**EXERCISE TASK:**
Retype the material in full, keeping every word the same.

**STORED DATA:**
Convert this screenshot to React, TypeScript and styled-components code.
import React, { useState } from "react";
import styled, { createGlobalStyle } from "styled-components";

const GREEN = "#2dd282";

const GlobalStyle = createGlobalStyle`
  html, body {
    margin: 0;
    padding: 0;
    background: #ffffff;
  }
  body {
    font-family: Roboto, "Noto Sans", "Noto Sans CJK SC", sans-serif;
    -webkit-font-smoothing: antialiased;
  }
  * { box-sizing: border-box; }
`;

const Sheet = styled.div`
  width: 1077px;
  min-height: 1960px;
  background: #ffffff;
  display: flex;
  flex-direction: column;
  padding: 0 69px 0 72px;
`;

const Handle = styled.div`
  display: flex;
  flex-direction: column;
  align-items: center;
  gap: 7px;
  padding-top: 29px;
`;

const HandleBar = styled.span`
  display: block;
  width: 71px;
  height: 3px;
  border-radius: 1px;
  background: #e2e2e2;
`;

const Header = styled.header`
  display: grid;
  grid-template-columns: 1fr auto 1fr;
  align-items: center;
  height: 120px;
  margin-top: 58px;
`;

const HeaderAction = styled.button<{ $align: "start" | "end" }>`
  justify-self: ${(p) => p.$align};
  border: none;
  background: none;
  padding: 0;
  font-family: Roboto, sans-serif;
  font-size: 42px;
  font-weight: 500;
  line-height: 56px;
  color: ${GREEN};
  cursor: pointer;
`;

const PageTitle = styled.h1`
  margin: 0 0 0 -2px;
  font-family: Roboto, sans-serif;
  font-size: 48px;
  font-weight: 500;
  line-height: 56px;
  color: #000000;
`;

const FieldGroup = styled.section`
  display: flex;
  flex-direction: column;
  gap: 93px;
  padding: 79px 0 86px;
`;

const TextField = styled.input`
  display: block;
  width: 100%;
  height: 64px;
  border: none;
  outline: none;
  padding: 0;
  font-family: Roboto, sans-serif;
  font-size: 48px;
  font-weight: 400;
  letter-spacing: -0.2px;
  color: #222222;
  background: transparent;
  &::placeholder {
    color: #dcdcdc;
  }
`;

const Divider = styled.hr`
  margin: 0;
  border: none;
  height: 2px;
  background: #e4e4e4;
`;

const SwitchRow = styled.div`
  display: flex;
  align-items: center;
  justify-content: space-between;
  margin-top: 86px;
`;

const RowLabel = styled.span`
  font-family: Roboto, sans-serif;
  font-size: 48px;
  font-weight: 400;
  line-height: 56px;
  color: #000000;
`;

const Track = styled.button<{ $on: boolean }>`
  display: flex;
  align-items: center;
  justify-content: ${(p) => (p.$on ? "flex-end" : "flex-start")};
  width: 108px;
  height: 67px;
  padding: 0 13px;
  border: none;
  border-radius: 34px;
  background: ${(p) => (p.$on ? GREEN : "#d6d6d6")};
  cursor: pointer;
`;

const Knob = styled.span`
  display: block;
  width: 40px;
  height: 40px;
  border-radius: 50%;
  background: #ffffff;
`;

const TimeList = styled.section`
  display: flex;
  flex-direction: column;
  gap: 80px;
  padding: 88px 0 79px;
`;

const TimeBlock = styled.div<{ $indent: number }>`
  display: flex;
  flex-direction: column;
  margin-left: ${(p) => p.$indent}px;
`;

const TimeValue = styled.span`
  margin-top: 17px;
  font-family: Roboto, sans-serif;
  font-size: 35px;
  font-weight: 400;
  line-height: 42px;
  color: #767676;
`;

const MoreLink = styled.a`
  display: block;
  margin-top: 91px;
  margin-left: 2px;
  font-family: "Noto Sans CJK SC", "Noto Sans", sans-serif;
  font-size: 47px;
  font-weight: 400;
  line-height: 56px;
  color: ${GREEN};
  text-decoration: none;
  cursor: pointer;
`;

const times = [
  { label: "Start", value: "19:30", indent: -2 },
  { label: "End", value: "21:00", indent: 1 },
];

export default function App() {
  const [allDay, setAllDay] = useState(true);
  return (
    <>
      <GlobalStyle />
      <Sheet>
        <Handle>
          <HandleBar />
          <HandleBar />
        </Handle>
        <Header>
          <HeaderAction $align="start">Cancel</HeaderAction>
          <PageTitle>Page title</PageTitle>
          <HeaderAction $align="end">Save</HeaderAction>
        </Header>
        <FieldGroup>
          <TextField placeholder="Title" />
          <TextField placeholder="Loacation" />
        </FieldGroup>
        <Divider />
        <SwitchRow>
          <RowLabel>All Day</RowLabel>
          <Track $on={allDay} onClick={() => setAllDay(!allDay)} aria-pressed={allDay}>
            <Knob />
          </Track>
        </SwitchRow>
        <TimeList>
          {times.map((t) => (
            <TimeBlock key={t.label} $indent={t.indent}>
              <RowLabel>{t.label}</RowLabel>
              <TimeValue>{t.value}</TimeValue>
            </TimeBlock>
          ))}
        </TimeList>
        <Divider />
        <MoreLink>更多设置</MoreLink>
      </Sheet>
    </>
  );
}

**EXERCISE ANSWER:**
Convert this screenshot to React, TypeScript and styled-components code.
import React, { useState } from "react";
import styled, { createGlobalStyle } from "styled-components";

const GREEN = "#2dd282";

const GlobalStyle = createGlobalStyle`
  html, body {
    margin: 0;
    padding: 0;
    background: #ffffff;
  }
  body {
    font-family: Roboto, "Noto Sans", "Noto Sans CJK SC", sans-serif;
    -webkit-font-smoothing: antialiased;
  }
  * { box-sizing: border-box; }
`;

const Sheet = styled.div`
  width: 1077px;
  min-height: 1960px;
  background: #ffffff;
  display: flex;
  flex-direction: column;
  padding: 0 69px 0 72px;
`;

const Handle = styled.div`
  display: flex;
  flex-direction: column;
  align-items: center;
  gap: 7px;
  padding-top: 29px;
`;

const HandleBar = styled.span`
  display: block;
  width: 71px;
  height: 3px;
  border-radius: 1px;
  background: #e2e2e2;
`;

const Header = styled.header`
  display: grid;
  grid-template-columns: 1fr auto 1fr;
  align-items: center;
  height: 120px;
  margin-top: 58px;
`;

const HeaderAction = styled.button<{ $align: "start" | "end" }>`
  justify-self: ${(p) => p.$align};
  border: none;
  background: none;
  padding: 0;
  font-family: Roboto, sans-serif;
  font-size: 42px;
  font-weight: 500;
  line-height: 56px;
  color: ${GREEN};
  cursor: pointer;
`;

const PageTitle = styled.h1`
  margin: 0 0 0 -2px;
  font-family: Roboto, sans-serif;
  font-size: 48px;
  font-weight: 500;
  line-height: 56px;
  color: #000000;
`;

const FieldGroup = styled.section`
  display: flex;
  flex-direction: column;
  gap: 93px;
  padding: 79px 0 86px;
`;

const TextField = styled.input`
  display: block;
  width: 100%;
  height: 64px;
  border: none;
  outline: none;
  padding: 0;
  font-family: Roboto, sans-serif;
  font-size: 48px;
  font-weight: 400;
  letter-spacing: -0.2px;
  color: #222222;
  background: transparent;
  &::placeholder {
    color: #dcdcdc;
  }
`;

const Divider = styled.hr`
  margin: 0;
  border: none;
  height: 2px;
  background: #e4e4e4;
`;

const SwitchRow = styled.div`
  display: flex;
  align-items: center;
  justify-content: space-between;
  margin-top: 86px;
`;

const RowLabel = styled.span`
  font-family: Roboto, sans-serif;
  font-size: 48px;
  font-weight: 400;
  line-height: 56px;
  color: #000000;
`;

const Track = styled.button<{ $on: boolean }>`
  display: flex;
  align-items: center;
  justify-content: ${(p) => (p.$on ? "flex-end" : "flex-start")};
  width: 108px;
  height: 67px;
  padding: 0 13px;
  border: none;
  border-radius: 34px;
  background: ${(p) => (p.$on ? GREEN : "#d6d6d6")};
  cursor: pointer;
`;

const Knob = styled.span`
  display: block;
  width: 40px;
  height: 40px;
  border-radius: 50%;
  background: #ffffff;
`;

const TimeList = styled.section`
  display: flex;
  flex-direction: column;
  gap: 80px;
  padding: 88px 0 79px;
`;

const TimeBlock = styled.div<{ $indent: number }>`
  display: flex;
  flex-direction: column;
  margin-left: ${(p) => p.$indent}px;
`;

const TimeValue = styled.span`
  margin-top: 17px;
  font-family: Roboto, sans-serif;
  font-size: 35px;
  font-weight: 400;
  line-height: 42px;
  color: #767676;
`;

const MoreLink = styled.a`
  display: block;
  margin-top: 91px;
  margin-left: 2px;
  font-family: "Noto Sans CJK SC", "Noto Sans", sans-serif;
  font-size: 47px;
  font-weight: 400;
  line-height: 56px;
  color: ${GREEN};
  text-decoration: none;
  cursor: pointer;
`;

const times = [
  { label: "Start", value: "19:30", indent: -2 },
  { label: "End", value: "21:00", indent: 1 },
];

export default function App() {
  const [allDay, setAllDay] = useState(true);
  return (
    <>
      <GlobalStyle />
      <Sheet>
        <Handle>
          <HandleBar />
          <HandleBar />
        </Handle>
        <Header>
          <HeaderAction $align="start">Cancel</HeaderAction>
          <PageTitle>Page title</PageTitle>
          <HeaderAction $align="end">Save</HeaderAction>
        </Header>
        <FieldGroup>
          <TextField placeholder="Title" />
          <TextField placeholder="Loacation" />
        </FieldGroup>
        <Divider />
        <SwitchRow>
          <RowLabel>All Day</RowLabel>
          <Track $on={allDay} onClick={() => setAllDay(!allDay)} aria-pressed={allDay}>
            <Knob />
          </Track>
        </SwitchRow>
        <TimeList>
          {times.map((t) => (
            <TimeBlock key={t.label} $indent={t.indent}>
              <RowLabel>{t.label}</RowLabel>
              <TimeValue>{t.value}</TimeValue>
            </TimeBlock>
          ))}
        </TimeList>
        <Divider />
        <MoreLink>更多设置</MoreLink>
      </Sheet>
    </>
  );
}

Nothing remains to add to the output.